I am not an especially virtuous person, as anyone who knows me will attest, and am capable of astounding acts of gracelessness (I committed a couple in the last two days which have already started to make me wince), but the regular saying of grace, in the midst of normal life, must surely keep me from being even worse.
I have the great joy of living in Oxford and am occasionally invited to college high tables for dinner, where I am sometimes saddened by how perfunctory grace has become in lovely paneled halls clearly built to express the glory of God. But sometimes I am not, especially in those places where dinner is preceded by Choral Evensong—the loveliest service of the church—and occasionally by a full Latin grace sung from a gallery. It is true that grandeur is not necessary. The simple “For these and all thy gifts O Lord, we give thee most humble and hearty thanks” has enormous power in it. But if you are in search of something bound to move all hearers, the Psalms offer two other especially potent graces (and probably more, which I have not found yet). The first, from the one hundred forty-fifth runs, “The eyes of all wait upon thee, O Lord: and thou givest them their meat in due season. Thou openest thine hand: and fillest all things living with plenteousness.” And the sixty-fifth, if you have time, runs, “Thou visitest the earth and blessest it: thou makest it very plenteous.

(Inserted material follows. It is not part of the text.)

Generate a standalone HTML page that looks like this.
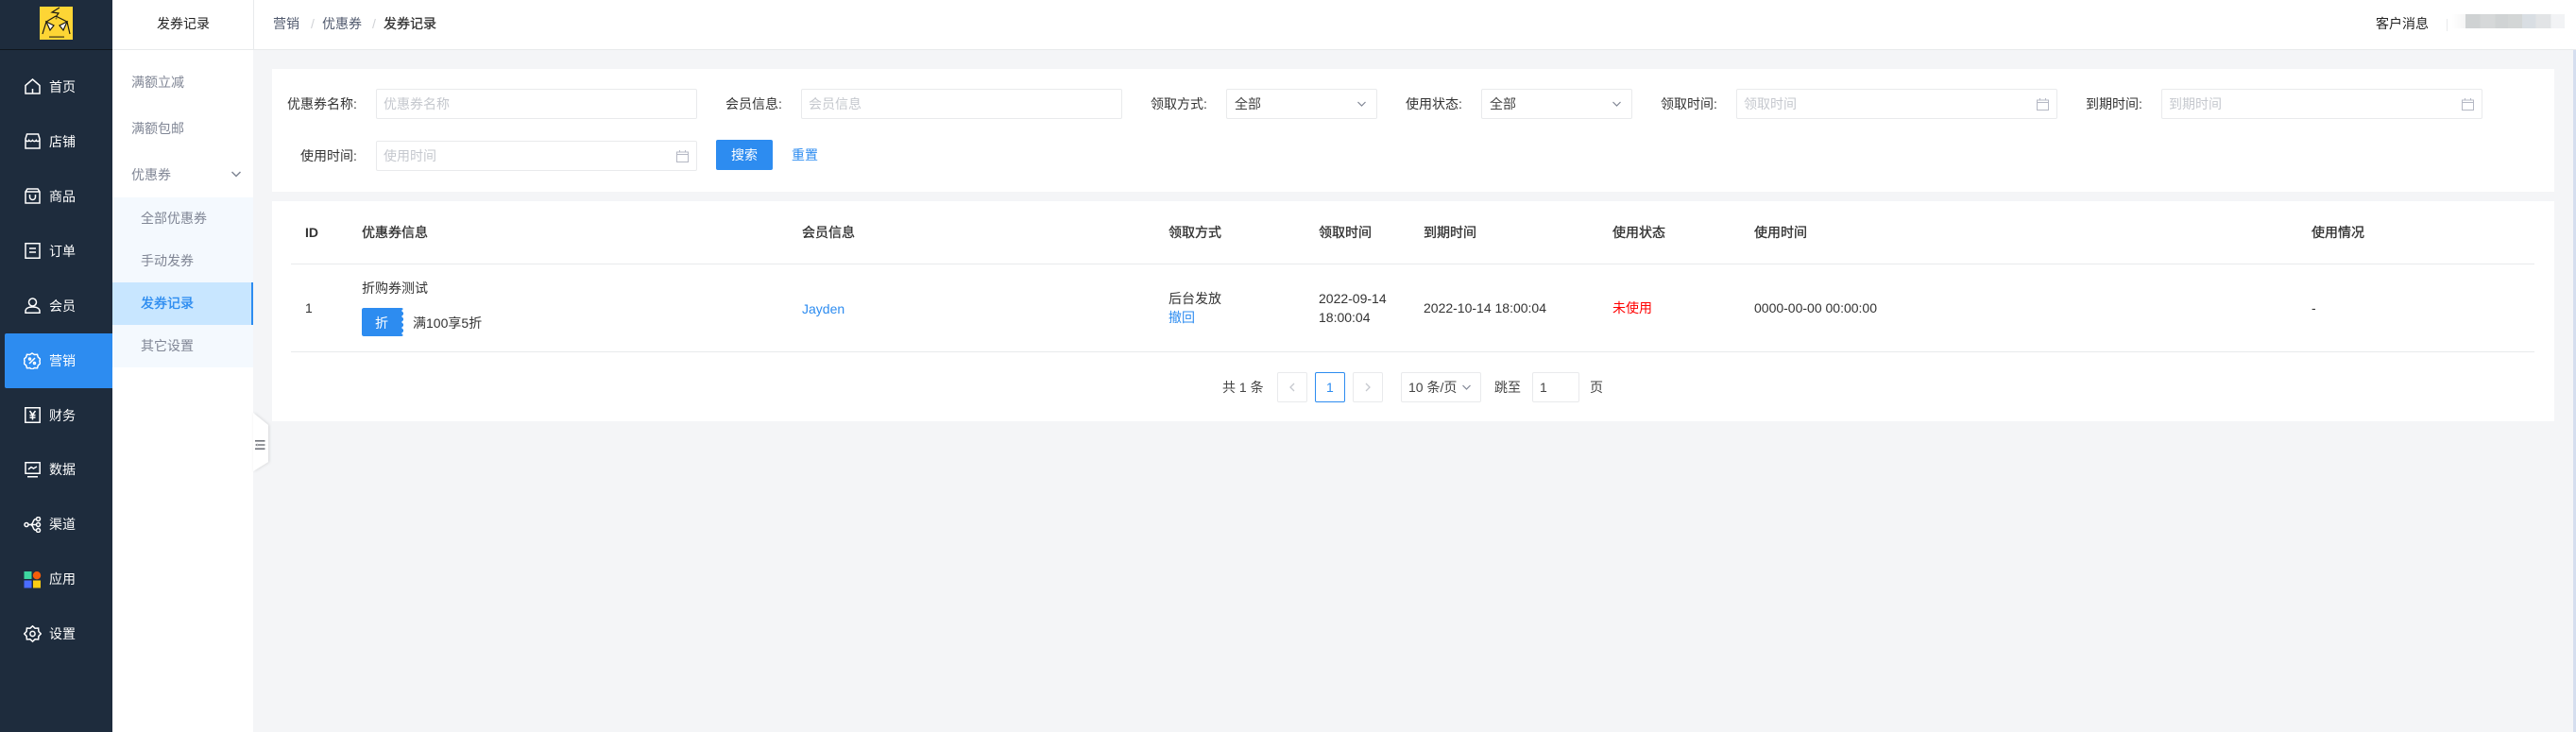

The river of God is full of water: thou preparest their corn, for so thou providest for the earth. Thou waterest her furrows, thou sendest rain into the little valleys thereof; thou makest it soft with the drops of rain, and blessest the increase of it. Thou crownest the year with thy goodness.”
This is only a small part of the riches of one of the greatest poems in the English language. In a grubby café or a great clanging city devoid of any sign of faith, these words have the power to summon beauty and gratitude into the bleakest place. If somebody is staring when we say them, well, let him. He might see something to his advantage.